Steven Senne, Associated Press
U.S. Open runner-up Rocco Mediate, who played in a charity tournament Monday, says he wasn't bothered by comments by Johnny Miller during Open coverage.

BARRINGTON, R.I. — Rocco Mediate says he's not bothered by NBC golf analyst Johnny Miller saying the 45-year old golfer "looks like the guy who cleans Tiger's swimming pool," and "Guys with the name 'Rocco' don't get on the trophy" during the U.S. Open.

Mediate was in Rhode Island on Monday to play in the CVS Caremark Charity Classic at the Rhode Island Country Club. He won the tournament five years ago.

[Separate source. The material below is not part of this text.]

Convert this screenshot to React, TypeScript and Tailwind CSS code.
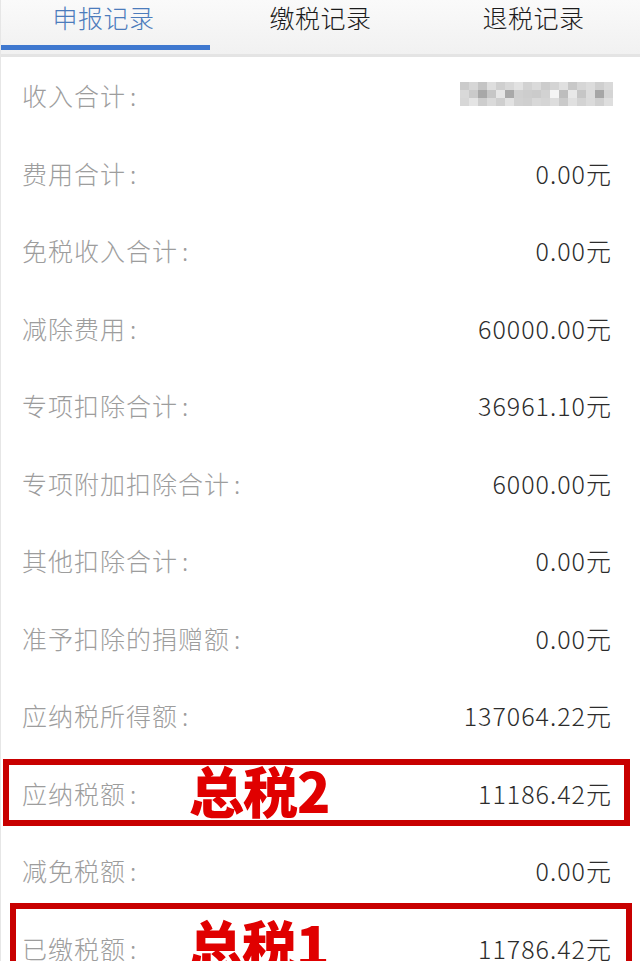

Miller apologized Friday for his description of Mediate, who is of Italian heritage. Miller said the comments had nothing to do with Mediate's ethnicity, and he meant to convey his affection and admiration for Mediate's "everyman qualities."

Mediate told WJAR-TV that Miller's comments had been blown out of proportion.

"It doesn't bother me at all," he said. "He definitely didn't do it on purpose."

He called Miller "quite a good announcer" because he says what's on his mind. He said the analyst had left him a voice mail and he planned to call him back.

Mediate, who has never won a major, was the runner-up at the U.S. Open, losing a 19-hole playoff to Tiger Woods.

Mediate was a last-minute addition to the charity tournament, replacing Boo Weekley, who withdrew last week for personal reasons. The tournament is run under a best-ball format and concludes Tuesday.

Mediate and his teammate, Brandt Senedker, shot a 9-under 62 to tie for second place in the first round with three other pairs — Paul Goydos and Tim Herron, Billy Andrade and Davis Love III and Charles Howell with Nick Price.

The pair of Bubba Watson and Camilo Villegas shot a 10-under 61 to grab the first-round lead. Watson Fla., made eagle on the par-5, 516-yard eighth hole.

Watson-Villegas made the turn leading by one stroke after combining for a 6-under 30 on the front nine.

"We hit the ball well over the first few holes and it took a lot of pressure off," Watson said. "For the most part we hung in there and had chances."

Watson-Villegas birdied each of the first four holes and appeared to be in position to challenge the tournament record of 13-under 58 set in 2001 by the teams of Brad Faxon-Gary Player and Dudley Hart-Herron.

But after making birdie on the 13th, 14th and 15th holes, Watson-Villegas only could make par on each of the last three.

"What really hurt us was that we only made par on the last three holes," Watson said.

Laura Diaz and Nicole Castrale, the second women's team to play in the 10-year tournament, missed tying for the lead when they each missed a par putt on the 18th hole and combined for bogie.

"We got some excitement going in the crowd," Diaz said, "but I felt we left some shots out there."

Brett Quigley combined with his uncle, Champions Tour veteran Dana Quigley, to shoot 8-under 63 and made eagle on the par-5, 538-yard 11th hole by chipping in from three yards off the green.

Brett Quigley incurred a stress fracture in his left leg two weeks before the U.S. Open. Earlier this year he had arthroscopic surgery on his right knee.